“I think you’ve got it all wrong about her,” Jen said. “She’s deceptively smart and I think she’s a superlative candidate. On top of that she’s got the support of most voters. Face it, Josh, only a relatively small fraction of the voters support your guy.”
“I’m not worried, Jen,” Josh said. “My guy’s party is in control of the election apparatus in the state, so it doesn’t really matter who gets the most votes. Your gal is going to lose.”
Written for the the following daily prompts: The Daily Spur (middle), Fandango’s One-Word Challenge (belittle), My Vivid Blog (woman), E.M.’s Random Word Prompt (magistrate), Word of the Day Challenge (deceptive), Ragtag Daily Prompt (superlative), and Your Daily Word Prompt (fraction). Image credit: Getty Images.
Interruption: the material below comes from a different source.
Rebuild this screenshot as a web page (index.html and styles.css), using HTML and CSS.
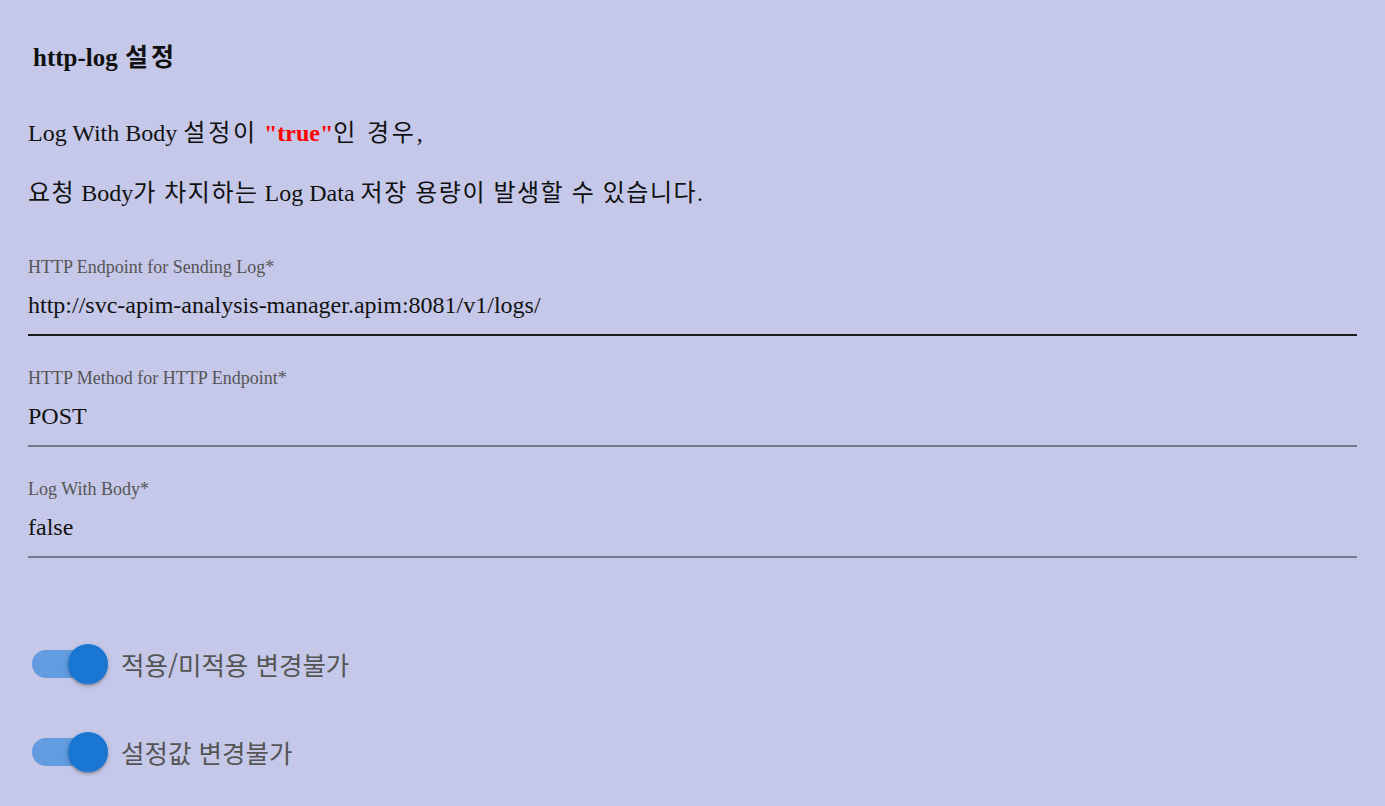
FILE: index.html
```html
<!DOCTYPE html>
<html lang="ko">
<head>
<meta charset="utf-8">
<title>http-log 설정</title>
<link rel="stylesheet" href="styles.css">
</head>
<body>
<div class="page">
  <h3 class="title">http-log <span class="ko">설정</span></h3>
  <p class="note note1">Log With Body <span class="ko">설정이</span> <b class="red">"true"</b><span class="ko">인 경우</span>,</p>
  <p class="note note2"><span class="ko">요청</span> Body<span class="ko">가 차지하는</span> Log Data <span class="ko">저장 용량이 발생할 수 있습니다</span>.</p>

  <div class="field field-first">
    <div class="label">HTTP Endpoint for Sending Log*</div>
    <div class="value">http://svc-apim-analysis-manager.apim:8081/v1/logs/</div>
    <div class="line line-dark"></div>
  </div>
  <div class="field">
    <div class="label">HTTP Method for HTTP Endpoint*</div>
    <div class="value">POST</div>
    <div class="line"></div>
  </div>
  <div class="field">
    <div class="label">Log With Body*</div>
    <div class="value">false</div>
    <div class="line"></div>
  </div>

  <div class="switch-row switch-first">
    <span class="switch"><span class="track"></span><span class="thumb"></span></span>
    <span class="switch-label">적용/미적용 변경불가</span>
  </div>
  <div class="switch-row">
    <span class="switch"><span class="track"></span><span class="thumb"></span></span>
    <span class="switch-label">설정값 변경불가</span>
  </div>
</div>
</body>
</html>
```
FILE: styles.css
```css
html, body {
  margin: 0;
  padding: 0;
  background: #c5c8e8;
}
body {
  font-family: "Liberation Serif", "Noto Sans CJK KR", serif;
  color: #111;
}
.page {
  padding: 43px 28px 0 28px;
  width: 1329px;
}
.title {
  margin: 0 0 0 5px;
  font-size: 25px;
  line-height: 30px;
  font-weight: bold;
  color: #111;
}
.title .ko {
  letter-spacing: 3px;
  margin-left: 1px;
}
.note {
  margin: 45px 0 0 0;
  font-size: 24px;
  line-height: 30px;
}
.note1 .ko {
  letter-spacing: 2.8px;
}
.note2 {
  margin-top: 30px;
}
.note2 .ko {
  letter-spacing: 1.5px;
}
.red {
  color: #ff0000;
}
.field {
  margin-top: 32px;
}
.field-first {
  margin-top: 49px;
}
.label {
  font-size: 18px;
  line-height: 20px;
  color: #555;
}
.value {
  margin-top: 13px;
  font-size: 24px;
  line-height: 30px;
  color: #111;
}
.line {
  margin-top: 14px;
  height: 2px;
  background: #777a8c;
}
.line-dark {
  background: #1a1a1f;
}
.switch-row {
  display: flex;
  align-items: center;
  height: 48px;
  margin-top: 40px;
}
.switch-first {
  margin-top: 82px;
}
.switch {
  position: relative;
  display: block;
  width: 80px;
  height: 48px;
  margin-left: 4px;
  flex: none;
}
.track {
  position: absolute;
  left: 0;
  top: 10px;
  width: 68px;
  height: 28px;
  border-radius: 14px;
  background: #629bdf;
}
.thumb {
  position: absolute;
  left: 36px;
  top: 4px;
  width: 40px;
  height: 40px;
  border-radius: 50%;
  background: #1976d2;
  box-shadow: 0 2px 2px -1px rgba(0,0,0,0.2), 0 2px 3px 0 rgba(0,0,0,0.14), 0 2px 6px 0 rgba(0,0,0,0.12);
}
.switch-label {
  margin-left: 9px;
  font-family: "Noto Sans CJK KR", "Noto Sans", sans-serif;
  font-size: 25.5px;
  color: #555;
  line-height: 32px;
}
```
This might seem like a far-fetched scenario. But the fact is that the U.S. Supreme Court is currently hearing a case — Moore v. Harper — that, if approved, would grant state legislatures significantly more power over federal elections. This case is sponsored by Republicans and a favorable decision could allow Republican state legislatures to set the rules for federal elections — even if they result in partisan gerrymandering or violate state constitutions. In other words, these Republican-controlled states could set up election rules that would essentially assure Republican victories in gubernatorial elections, U.S. congressional elections, and presidential elections. And given the 6-3 conservative majority on the high court, there’s a good chance that the Republicans will get their way.